A Graph-based Framework for Complex System Simulating and Diagnosis with Automatic Reconfiguration

TL;DR

The paper tackles fault diagnosis and containment in complex industrial systems by modeling plants as weighted directed graphs and introducing a residual service measure to quantify remaining capacity after faults. It combines shortest-path analytics with a fault-propagation model (SINGLE, AND, OR) and employs SWITCH nodes whose states are optimized by genetic algorithms to automatically reconfigure the network and limit cascades. Implemented in SAFEX/GRAPE, the approach yields a practical digital twin capable of simulating faults, diagnosing propagation, and guiding reconfiguration decisions.

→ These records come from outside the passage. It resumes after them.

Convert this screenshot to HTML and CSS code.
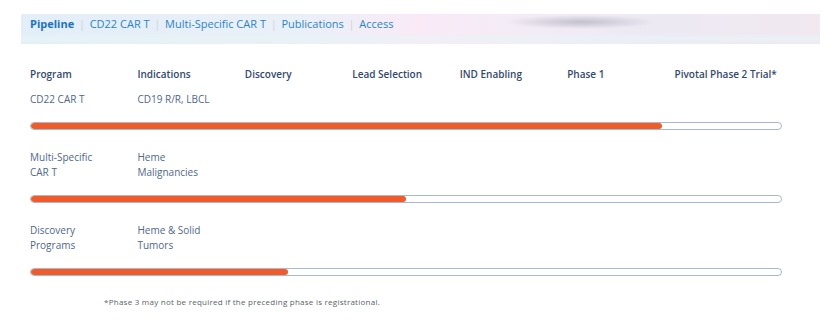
FILE: index.html
```html
<html>
<head>
	<link rel="stylesheet" href="styles.css">
</head>
<body>
	<nav class="tabs">
		<a class="active">Pipeline</a>
		<span class="sep">|</span>
		<a>CD22 CAR T</a>
		<span class="sep">|</span>
		<a>Multi-Specific CAR T</a>
		<span class="sep">|</span>
		<a>Publications</a>
		<span class="sep">|</span>
		<a>Access</a>
	</nav>

	<div class="pipeline">
		<div class="row head">
			<div>Program</div>
			<div>Indications</div>
			<div>Discovery</div>
			<div>Lead Selection</div>
			<div>IND Enabling</div>
			<div>Phase 1</div>
			<div>Pivotal Phase 2 Trial*</div>
		</div>

		<div class="row">
			<div>CD22 CAR T</div>
			<div>CD19 R/R, LBCL</div>
		</div>
		<div class="bar"><div class="fill" style="width:84.2%"></div></div>

		<div class="row">
			<div>Multi-Specific<br>CAR T</div>
			<div>Heme<br>Malignancies</div>
		</div>
		<div class="bar"><div class="fill" style="width:50%"></div></div>

		<div class="row">
			<div>Discovery<br>Programs</div>
			<div>Heme &amp; Solid<br>Tumors</div>
		</div>
		<div class="bar"><div class="fill" style="width:34.3%"></div></div>

		<p class="note">*Phase 3 may not be required if the preceding phase is registrational.</p>
	</div>
</body>
</html>
```

FILE: styles.css
```css
body {
	margin: 0;
	background: #fff;
	font-family: "Open Sans", "DejaVu Sans", sans-serif;
}

.tabs {
	margin: 14px 7px 0 21px;
	height: 30px;
	box-sizing: border-box;
	padding: 2px 0 0 9px;
	display: flex;
	align-items: flex-start;
	gap: 5px;
	font-size: 11px;
	line-height: 16px;
	color: #2b84c6;
	background:
		radial-gradient(ellipse 75px 7px at 560px 8px, rgba(150,150,165,0.5), rgba(150,150,165,0) 100%),
		linear-gradient(180deg, rgba(255,255,255,0) 65%, rgba(232,244,246,0.8) 82%, rgba(255,255,255,0) 100%),
		linear-gradient(90deg, #e2eef8 0%, #eaf0f8 35%, #f9eaf6 50%, #f3ecf6 62%, #ece9f3 80%, #f1e8f0 100%);
}
.tabs a.active {
	font-weight: 700;
	color: #1c74ba;
}
.tabs .sep {
	color: #c5cfda;
	font-size: 10px;
}

.pipeline {
	width: 752px;
	margin: 23px 0 0 30px;
}

.row {
	display: grid;
	grid-template-columns: repeat(7, 1fr);
	font-size: 10px;
	line-height: 15px;
	color: #4f6789;
}
.row.head {
	font-weight: 600;
	color: #34496a;
	margin-bottom: 10px;
}

.bar {
	height: 6px;
	border: 1px solid #a9b9cc;
	border-radius: 4px;
	margin: 15px 0 20px;
	overflow: hidden;
}
.bar .fill {
	height: 100%;
	background: #f15a29;
	border-radius: 4px;
}

.note {
	margin: 18px 0 0 74px;
	font-size: 8px;
	letter-spacing: 0.25px;
	color: #5a5f66;
}
```
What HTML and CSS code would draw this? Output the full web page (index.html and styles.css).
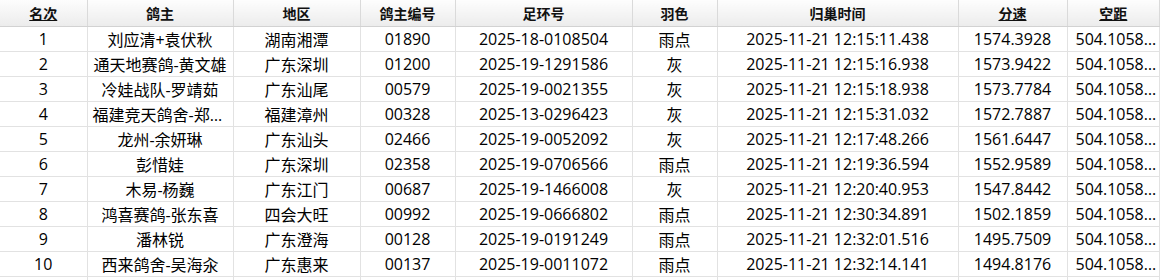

Results on switch-line and random sparse graphs demonstrate improved residual service and reduced cascade with increased SWITCH deployment, underscoring the framework's potential for plant design, monitoring, and optimization.

Abstract

Fault detection has a long tradition: the necessity to provide the most accurate diagnosis possible for a process plant criticality is somehow intrinsic in its functioning. Continuous monitoring is a possible way for early detection. However, it is somehow fundamental to be able to actually simulate failures. Reproducing the issues remotely allows to quantify in advance their consequences, causing literally no real damage. Within this context, signed directed graphs have played an essential role within the years, managing to model with a relatively simple theory diverse elements of an industrial network, as well as the logic relations between them.\\ In this work we present a quantitative approach, employing directed graphs to the simulation and automatic reconfiguration of a fault in a network. To model the typical operation of industrial plants, we propose several additions with respect to the standard graphs: 1. a quantitative measure to control the overall residual capacity, 2. nodes of different categories - and then different behaviors - and 3. a fault propagation procedure based on the predecessors and the redundancy of the system. The obtained graph is able to mimic the behaviour of the real target plant when one or more faults occur. Additionally, we also implement a generative approach capable to activate a particular category of nodes in order to contain the issue propagation, equipping the network with the capability of reconfigure itself and resulting then in a mathematical tool useful not only for simulating and monitoring, but also to design and optimize complex plants. The final asset of the system is provided in output with its complete diagnostics, and a detailed description of the steps that have been carried out to obtain the final realization.

Figures (5)

• Figure 1: Shortest Path. In this weighted digraph $G(N,E)$ the shortest path is indicated in green, with respect to the red path, which implies a larger weighted distance between the nodes.
• Figure 2: Example graph. The four different color identify different areas. Nodes are labeled as $SOURCE$ (reverse triangle), $HUB$ (circle) or $USER$ (up triangle), while the edges can describe $OR$, $SINGLE$, or $AND$ relations between linked nodes. $SWITCH$ nodes (cross) are a particular type of $HUB$ nodes. Nodes with no transparency are passive resistant nodes.
• Figure 3: Example of a fault event, the damage of one node, namely $SOURCE$$1$. On top, the integer graph, while the damaged one at bottom. $S_{node1}$ and $S_{node15}$ represent the service provided by nodes $1$ and $15$, before and after the perturbation.
• Figure 4: Graphical sketch of crossover and mutation procedures.
• Figure 5: Switch line. This graph is divided in five areas, which are identified by the different color. Nodes are labeled as $SOURCE$ (down triangle), $HUB$ (circle), $SWITCH$ (cross) or $USER$ (up triangle), while the edges can describe $OR$, $SINGLE$, or $AND$ relations between linked nodes. Nodes with no transparency are passive resistant nodes.